Problem requirements>
Repeat the listing exactly as given, omitting every image.

Dataset section>
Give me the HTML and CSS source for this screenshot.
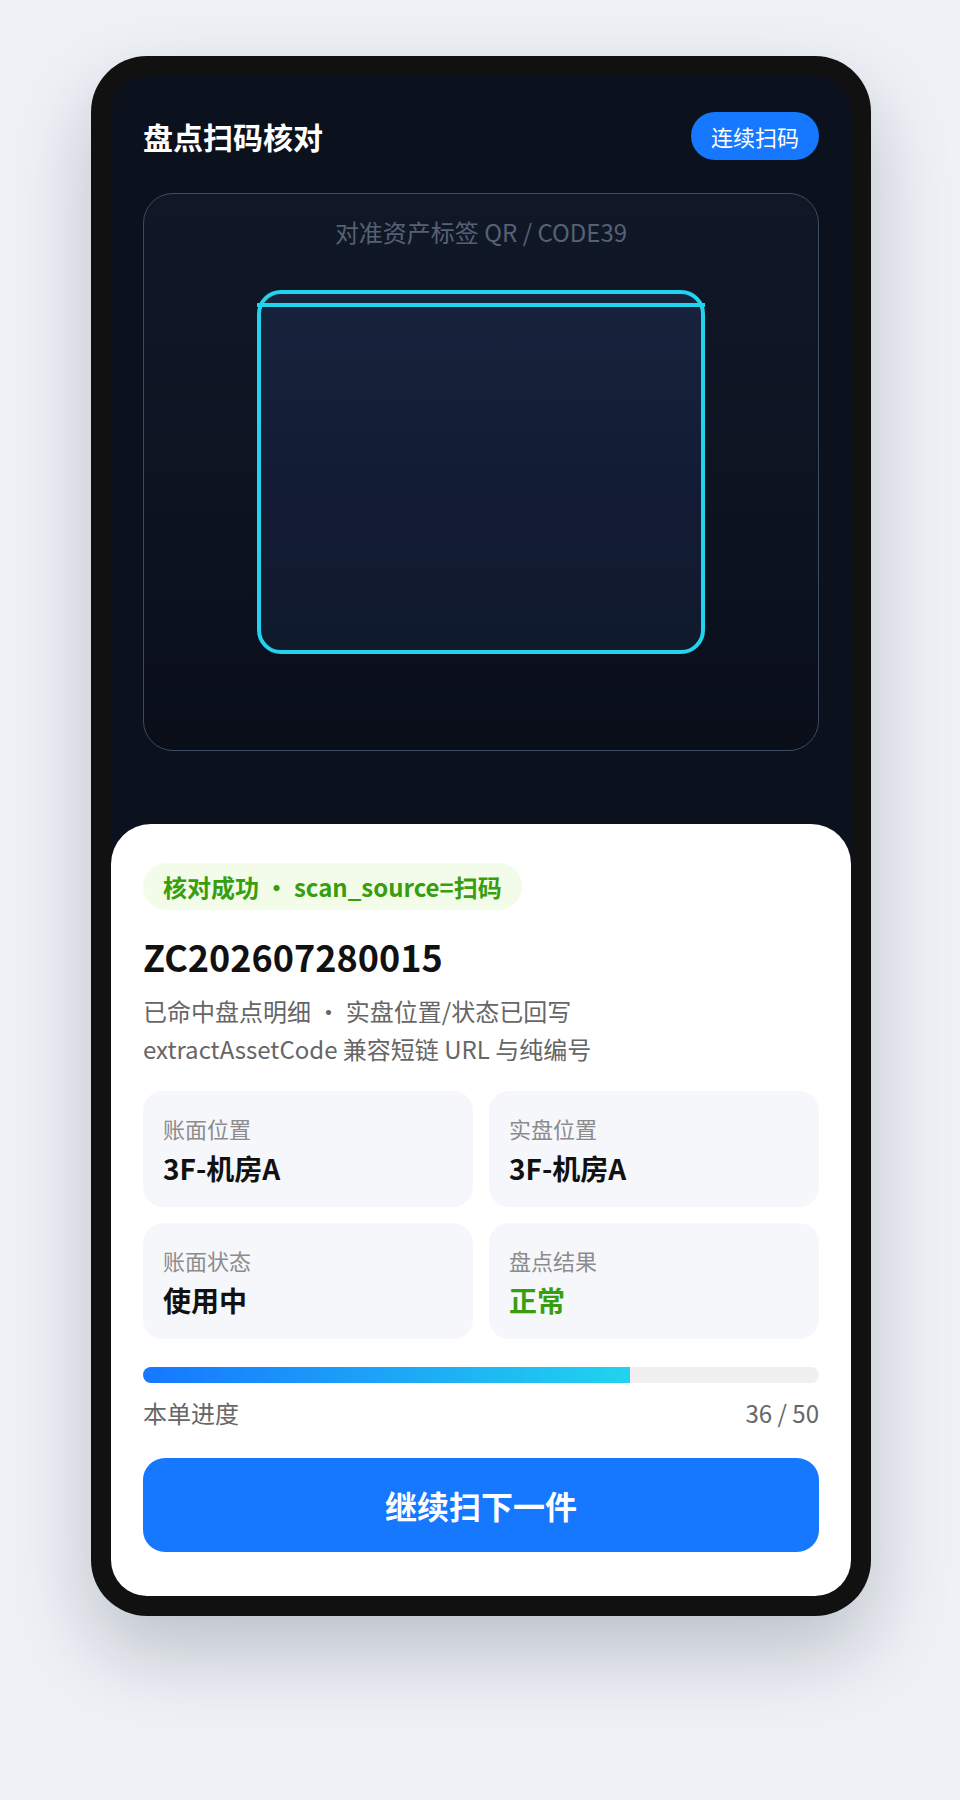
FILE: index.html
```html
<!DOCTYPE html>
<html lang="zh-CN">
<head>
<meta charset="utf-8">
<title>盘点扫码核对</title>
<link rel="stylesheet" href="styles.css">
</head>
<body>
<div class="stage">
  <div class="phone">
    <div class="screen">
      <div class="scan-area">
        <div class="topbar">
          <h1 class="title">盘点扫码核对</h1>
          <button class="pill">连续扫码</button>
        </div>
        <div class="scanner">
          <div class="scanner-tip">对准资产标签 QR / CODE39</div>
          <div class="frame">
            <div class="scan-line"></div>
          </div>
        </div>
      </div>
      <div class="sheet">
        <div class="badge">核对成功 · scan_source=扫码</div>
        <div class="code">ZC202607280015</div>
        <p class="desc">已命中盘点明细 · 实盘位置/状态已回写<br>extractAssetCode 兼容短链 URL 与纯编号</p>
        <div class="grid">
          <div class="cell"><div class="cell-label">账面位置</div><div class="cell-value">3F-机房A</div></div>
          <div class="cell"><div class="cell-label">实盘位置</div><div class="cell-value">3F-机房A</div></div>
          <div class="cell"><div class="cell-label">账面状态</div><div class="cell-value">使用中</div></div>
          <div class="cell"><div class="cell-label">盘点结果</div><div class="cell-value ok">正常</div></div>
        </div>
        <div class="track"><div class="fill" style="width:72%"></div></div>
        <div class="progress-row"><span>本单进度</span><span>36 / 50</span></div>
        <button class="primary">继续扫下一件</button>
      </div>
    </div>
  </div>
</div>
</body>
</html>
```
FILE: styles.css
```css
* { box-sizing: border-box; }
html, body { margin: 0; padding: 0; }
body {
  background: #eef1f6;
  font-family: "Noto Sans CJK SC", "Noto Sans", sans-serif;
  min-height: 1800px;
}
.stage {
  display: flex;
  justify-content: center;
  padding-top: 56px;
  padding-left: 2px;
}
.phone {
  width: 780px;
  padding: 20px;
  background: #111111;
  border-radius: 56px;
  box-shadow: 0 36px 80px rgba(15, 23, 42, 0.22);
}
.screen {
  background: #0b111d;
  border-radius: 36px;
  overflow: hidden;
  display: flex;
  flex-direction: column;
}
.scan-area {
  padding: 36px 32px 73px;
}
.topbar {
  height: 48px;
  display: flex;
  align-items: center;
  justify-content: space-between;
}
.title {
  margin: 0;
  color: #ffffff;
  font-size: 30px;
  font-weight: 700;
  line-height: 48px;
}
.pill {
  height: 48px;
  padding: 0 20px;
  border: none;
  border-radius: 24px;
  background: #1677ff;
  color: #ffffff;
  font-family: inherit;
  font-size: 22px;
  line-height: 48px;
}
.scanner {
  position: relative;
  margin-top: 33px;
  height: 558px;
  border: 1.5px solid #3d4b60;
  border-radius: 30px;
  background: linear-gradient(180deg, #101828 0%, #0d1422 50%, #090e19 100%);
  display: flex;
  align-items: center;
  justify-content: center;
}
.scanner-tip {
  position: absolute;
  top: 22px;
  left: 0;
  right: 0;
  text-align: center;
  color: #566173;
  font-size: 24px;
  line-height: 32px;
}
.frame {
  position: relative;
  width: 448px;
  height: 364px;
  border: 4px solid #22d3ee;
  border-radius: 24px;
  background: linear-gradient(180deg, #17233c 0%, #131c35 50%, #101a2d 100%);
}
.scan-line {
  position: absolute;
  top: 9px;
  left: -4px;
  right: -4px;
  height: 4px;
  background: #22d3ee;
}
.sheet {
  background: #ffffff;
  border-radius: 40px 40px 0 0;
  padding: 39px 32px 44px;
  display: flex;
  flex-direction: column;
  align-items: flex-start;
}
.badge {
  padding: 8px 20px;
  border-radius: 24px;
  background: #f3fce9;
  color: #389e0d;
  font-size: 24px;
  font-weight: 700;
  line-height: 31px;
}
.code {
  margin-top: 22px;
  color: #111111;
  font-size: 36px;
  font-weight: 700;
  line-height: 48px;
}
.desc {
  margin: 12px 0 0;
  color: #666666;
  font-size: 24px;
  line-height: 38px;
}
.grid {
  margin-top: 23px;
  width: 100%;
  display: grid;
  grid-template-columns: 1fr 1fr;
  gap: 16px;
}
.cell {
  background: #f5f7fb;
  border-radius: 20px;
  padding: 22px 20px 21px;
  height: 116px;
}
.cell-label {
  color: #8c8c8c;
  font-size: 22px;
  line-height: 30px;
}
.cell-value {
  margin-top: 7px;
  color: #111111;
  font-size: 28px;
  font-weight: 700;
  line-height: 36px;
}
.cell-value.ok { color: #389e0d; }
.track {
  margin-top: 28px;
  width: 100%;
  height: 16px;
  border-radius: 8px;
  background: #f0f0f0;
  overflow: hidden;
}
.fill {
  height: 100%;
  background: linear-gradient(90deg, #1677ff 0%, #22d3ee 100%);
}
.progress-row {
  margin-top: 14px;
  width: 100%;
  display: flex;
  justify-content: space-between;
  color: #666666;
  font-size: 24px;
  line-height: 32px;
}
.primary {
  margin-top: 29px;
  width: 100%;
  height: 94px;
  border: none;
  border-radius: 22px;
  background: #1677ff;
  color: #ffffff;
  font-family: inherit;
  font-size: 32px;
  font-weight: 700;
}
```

Solution for this exercise>
Give me the HTML and CSS source for this screenshot.
FILE: index.html
```html
<!DOCTYPE html>
<html lang="zh-CN">
<head>
<meta charset="utf-8">
<title>盘点扫码核对</title>
<link rel="stylesheet" href="styles.css">
</head>
<body>
<div class="stage">
  <div class="phone">
    <div class="screen">
      <div class="scan-area">
        <div class="topbar">
          <h1 class="title">盘点扫码核对</h1>
          <button class="pill">连续扫码</button>
        </div>
        <div class="scanner">
          <div class="scanner-tip">对准资产标签 QR / CODE39</div>
          <div class="frame">
            <div class="scan-line"></div>
          </div>
        </div>
      </div>
      <div class="sheet">
        <div class="badge">核对成功 · scan_source=扫码</div>
        <div class="code">ZC202607280015</div>
        <p class="desc">已命中盘点明细 · 实盘位置/状态已回写<br>extractAssetCode 兼容短链 URL 与纯编号</p>
        <div class="grid">
          <div class="cell"><div class="cell-label">账面位置</div><div class="cell-value">3F-机房A</div></div>
          <div class="cell"><div class="cell-label">实盘位置</div><div class="cell-value">3F-机房A</div></div>
          <div class="cell"><div class="cell-label">账面状态</div><div class="cell-value">使用中</div></div>
          <div class="cell"><div class="cell-label">盘点结果</div><div class="cell-value ok">正常</div></div>
        </div>
        <div class="track"><div class="fill" style="width:72%"></div></div>
        <div class="progress-row"><span>本单进度</span><span>36 / 50</span></div>
        <button class="primary">继续扫下一件</button>
      </div>
    </div>
  </div>
</div>
</body>
</html>
```
FILE: styles.css
```css
* { box-sizing: border-box; }
html, body { margin: 0; padding: 0; }
body {
  background: #eef1f6;
  font-family: "Noto Sans CJK SC", "Noto Sans", sans-serif;
  min-height: 1800px;
}
.stage {
  display: flex;
  justify-content: center;
  padding-top: 56px;
  padding-left: 2px;
}
.phone {
  width: 780px;
  padding: 20px;
  background: #111111;
  border-radius: 56px;
  box-shadow: 0 36px 80px rgba(15, 23, 42, 0.22);
}
.screen {
  background: #0b111d;
  border-radius: 36px;
  overflow: hidden;
  display: flex;
  flex-direction: column;
}
.scan-area {
  padding: 36px 32px 73px;
}
.topbar {
  height: 48px;
  display: flex;
  align-items: center;
  justify-content: space-between;
}
.title {
  margin: 0;
  color: #ffffff;
  font-size: 30px;
  font-weight: 700;
  line-height: 48px;
}
.pill {
  height: 48px;
  padding: 0 20px;
  border: none;
  border-radius: 24px;
  background: #1677ff;
  color: #ffffff;
  font-family: inherit;
  font-size: 22px;
  line-height: 48px;
}
.scanner {
  position: relative;
  margin-top: 33px;
  height: 558px;
  border: 1.5px solid #3d4b60;
  border-radius: 30px;
  background: linear-gradient(180deg, #101828 0%, #0d1422 50%, #090e19 100%);
  display: flex;
  align-items: center;
  justify-content: center;
}
.scanner-tip {
  position: absolute;
  top: 22px;
  left: 0;
  right: 0;
  text-align: center;
  color: #566173;
  font-size: 24px;
  line-height: 32px;
}
.frame {
  position: relative;
  width: 448px;
  height: 364px;
  border: 4px solid #22d3ee;
  border-radius: 24px;
  background: linear-gradient(180deg, #17233c 0%, #131c35 50%, #101a2d 100%);
}
.scan-line {
  position: absolute;
  top: 9px;
  left: -4px;
  right: -4px;
  height: 4px;
  background: #22d3ee;
}
.sheet {
  background: #ffffff;
  border-radius: 40px 40px 0 0;
  padding: 39px 32px 44px;
  display: flex;
  flex-direction: column;
  align-items: flex-start;
}
.badge {
  padding: 8px 20px;
  border-radius: 24px;
  background: #f3fce9;
  color: #389e0d;
  font-size: 24px;
  font-weight: 700;
  line-height: 31px;
}
.code {
  margin-top: 22px;
  color: #111111;
  font-size: 36px;
  font-weight: 700;
  line-height: 48px;
}
.desc {
  margin: 12px 0 0;
  color: #666666;
  font-size: 24px;
  line-height: 38px;
}
.grid {
  margin-top: 23px;
  width: 100%;
  display: grid;
  grid-template-columns: 1fr 1fr;
  gap: 16px;
}
.cell {
  background: #f5f7fb;
  border-radius: 20px;
  padding: 22px 20px 21px;
  height: 116px;
}
.cell-label {
  color: #8c8c8c;
  font-size: 22px;
  line-height: 30px;
}
.cell-value {
  margin-top: 7px;
  color: #111111;
  font-size: 28px;
  font-weight: 700;
  line-height: 36px;
}
.cell-value.ok { color: #389e0d; }
.track {
  margin-top: 28px;
  width: 100%;
  height: 16px;
  border-radius: 8px;
  background: #f0f0f0;
  overflow: hidden;
}
.fill {
  height: 100%;
  background: linear-gradient(90deg, #1677ff 0%, #22d3ee 100%);
}
.progress-row {
  margin-top: 14px;
  width: 100%;
  display: flex;
  justify-content: space-between;
  color: #666666;
  font-size: 24px;
  line-height: 32px;
}
.primary {
  margin-top: 29px;
  width: 100%;
  height: 94px;
  border: none;
  border-radius: 22px;
  background: #1677ff;
  color: #ffffff;
  font-family: inherit;
  font-size: 32px;
  font-weight: 700;
}
```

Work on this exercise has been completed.